Secondo i dati raccolti dall’Associazione Medici di Origine Straniera in Italia (Amsi), i casi continuano ad aumentare. Boom di professioniste straniere vittime di discriminazione.
Negli ultimi tre anni, l’Italia ha registrato un preoccupante incremento del 40% nei casi di violenza fisica e psicologica contro le donne che operano nel settore sanitario. Secondo un’analisi condotta dall’Associazione Medici di Origine Straniera in Italia (Amsi), in collaborazione con l’Unione Medica Euromediterranea e il movimento internazionale Uniti per Unire, l’estate in corso è stata particolarmente critica, con una media di aggressioni senza precedenti negli ultimi dieci anni. Tra il primo e il 20 agosto, infatti, non c’è stato un solo giorno in cui un medico o un infermiere non sia stato vittima di violenze.
L’80% delle vittime sono donne, spesso bersaglio di pugni, calci e, in casi estremi, aggressioni sessuali. L’allarme lanciato dal presidente di Amsi, Umem e Uniti per Unire, Foad Aodi, non riguarda solo l’Italia, ma tutta l’Europa, con un aumento esponenziale di episodi di violenza anche nei Paesi in via di sviluppo.

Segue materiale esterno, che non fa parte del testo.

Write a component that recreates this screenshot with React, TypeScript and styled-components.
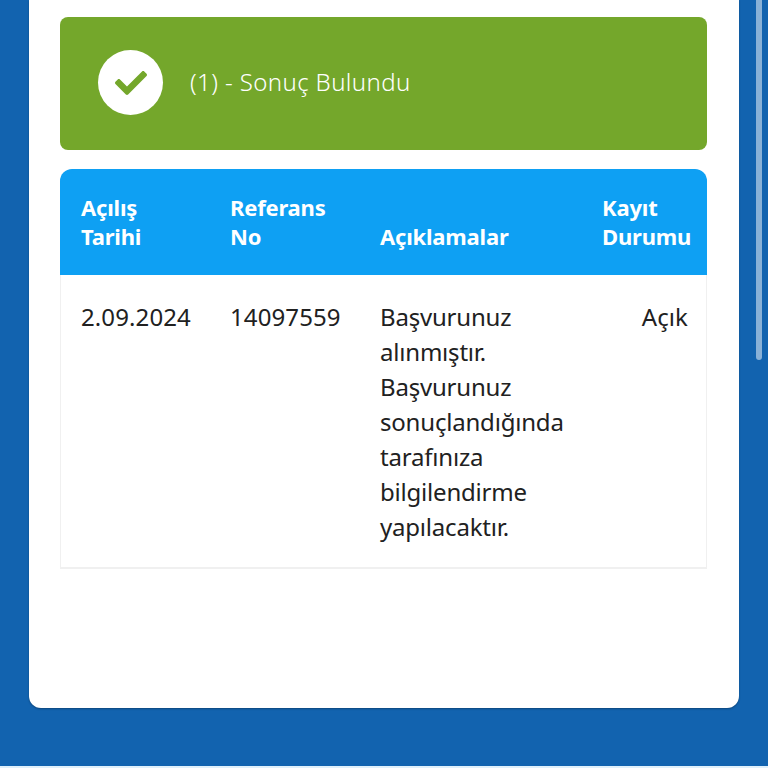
import styled, { createGlobalStyle } from 'styled-components';
import { FaCheck } from 'react-icons/fa';

const GlobalStyle = createGlobalStyle`
  html, body {
    margin: 0;
    padding: 0;
    height: 768px;
    overflow: hidden;
    background: #1263af;
    font-family: 'Noto Sans', 'Open Sans', sans-serif;
  }
`;

const Page = styled.div`
  position: relative;
  height: 766px;
  border-bottom: 2px solid #dff0fb;
  background: #1263af;
  padding: 0 29px;
`;

const Card = styled.main`
  width: 710px;
  height: 708px;
  box-sizing: border-box;
  padding: 17px 32px 0 31px;
  background: #fff;
  border-radius: 0 0 12px 12px;
  box-shadow: 0 1px 2px rgba(0, 0, 0, 0.3);
  display: flex;
  flex-direction: column;
  gap: 19px;
`;

const Alert = styled.section`
  height: 133px;
  display: flex;
  align-items: center;
  gap: 27px;
  padding: 0 0 2px 38px;
  box-sizing: border-box;
  background: #74a72b;
  border-radius: 8px;
  color: #fff;
  font-size: 24px;
  font-weight: 300;
`;

const IconCircle = styled.div`
  width: 65px;
  height: 65px;
  border-radius: 50%;
  background: #fff;
  color: #74a72b;
  display: flex;
  align-items: center;
  justify-content: center;
`;

const AlertText = styled.span`
  margin-bottom: 2px;
  letter-spacing: 0.4px;
`;

const Table = styled.table`
  width: 647px;
  table-layout: fixed;
  border-collapse: separate;
  border-spacing: 0;
  color: #212121;
  font-size: 24px;
`;

const HeadCell = styled.th`
  height: 106px;
  box-sizing: border-box;
  padding: 0 18px 24px 20px;
  vertical-align: bottom;
  text-align: left;
  background: #0ea0f3;
  color: #fff;
  font-size: 22px;
  line-height: 29px;
  font-weight: 700;
  letter-spacing: -0.2px;

  &:first-child {
    padding-left: 21px;
    padding-right: 30px;
    border-top-left-radius: 12px;
  }
  &:last-child {
    padding-right: 0;
    border-top-right-radius: 12px;
  }
`;

const Cell = styled.td<{ $right?: boolean; $tight?: boolean }>`
  padding: 24px 18px 23px 20px;
  vertical-align: top;
  line-height: 35px;
  text-align: ${(p) => (p.$right ? 'right' : 'left')};
  letter-spacing: ${(p) => (p.$tight ? '-0.2px' : '0.1px')};
  border-bottom: 2px solid #f0f0f0;

  &:first-child {
    border-left: 1px solid #f0f0f0;
  }
  &:last-child {
    border-right: 1px solid #f0f0f0;
  }
`;

const Scrollbar = styled.div`
  position: absolute;
  top: 0;
  right: 6px;
  width: 6px;
  height: 360px;
  border-radius: 0 0 3px 3px;
  background: rgba(255, 255, 255, 0.5);
`;

export default function App() {
  return (
    <>
      <GlobalStyle />
      <Page>
        <Card>
          <Alert>
            <IconCircle>
              <FaCheck size={32} />
            </IconCircle>
            <AlertText>(1) - Sonuç Bulundu</AlertText>
          </Alert>
          <Table>
            <colgroup>
              <col style={{ width: 150 }} />
              <col style={{ width: 150 }} />
              <col style={{ width: 222 }} />
              <col style={{ width: 125 }} />
            </colgroup>
            <thead>
              <tr>
                <HeadCell>Açılış Tarihi</HeadCell>
                <HeadCell>Referans No</HeadCell>
                <HeadCell>Açıklamalar</HeadCell>
                <HeadCell>Kayıt Durumu</HeadCell>
              </tr>
            </thead>
            <tbody>
              <tr>
                <Cell>2.09.2024</Cell>
                <Cell>14097559</Cell>
                <Cell $tight>Başvurunuz alınmıştır. Başvurunuz sonuçlandığında tarafınıza bilgilendirme yapılacaktır.</Cell>
                <Cell $right>Açık</Cell>
              </tr>
            </tbody>
          </Table>
        </Card>
        <Scrollbar />
      </Page>
    </>
  );
}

A livello globale, l’indagine, che incrocia i dati provenienti da 120 Paesi, evidenzia un aumento del 42% delle aggressioni contro i professionisti della sanità. In Europa, il 40% degli operatori sanitari ha subito almeno una violenza, mentre nei Paesi in via di sviluppo questa percentuale sale al 95% tra le donne.
Aodi sottolinea inoltre che le aggressioni non si limitano a quelle fisiche e psicologiche, ma includono anche discriminazioni, soprattutto contro le professioniste di origine straniera, fenomeno che ha visto un’impennata del 35% in Italia negli ultimi mesi. Gli episodi si verificano principalmente nei pronto soccorso, seguiti dagli interventi del 118 e dai reparti di psichiatria. Secondo Aodi, i medici e gli infermieri stanno pagando il prezzo dell’insoddisfazione dei cittadini, esasperati dai disservizi e dalle carenze degli ospedali. A suo avviso, la politica deve intervenire con leggi mirate, ma è necessario anche un cambiamento nella mentalità dei cittadini.
Recenti episodi di violenza in Puglia hanno ulteriormente alimentato il dibattito. In meno di una settimana, due dottoresse impegnate in servizi di guardia medica sono state aggredite e si sono dimesse per tutelare la propria sicurezza. Prima di Ferragosto, una dottoressa di 37 anni in servizio a Minervino di Lecce è stata aggredita durante una visita domiciliare dal marito di una paziente, insoddisfatto della terapia prescritta. Pochi giorni prima, a Maruggio (Taranto), una specializzanda in urologia di 32 anni è stata vittima di un’aggressione verbale e fisica da parte di una coppia di turisti che l’hanno minacciata di morte.
Questi episodi hanno scatenato la reazione delle associazioni di categoria. Ludovico Abbaticchio, presidente del Sindacato Medici Italiani (Smi), ha provocatoriamente suggerito di “armare” i medici per difendersi dall’escalation di violenze. “Non è più accettabile che in zone isolate e in ambienti non idonei i medici siano esposti a rischi di aggressioni sia verbali che fisiche”, ha dichiarato Abbaticchio, aggiungendo che è necessario investire in strutture adeguate per garantire la sicurezza dei medici, prima che si arrivi all’estremo di richiedere il porto d’armi.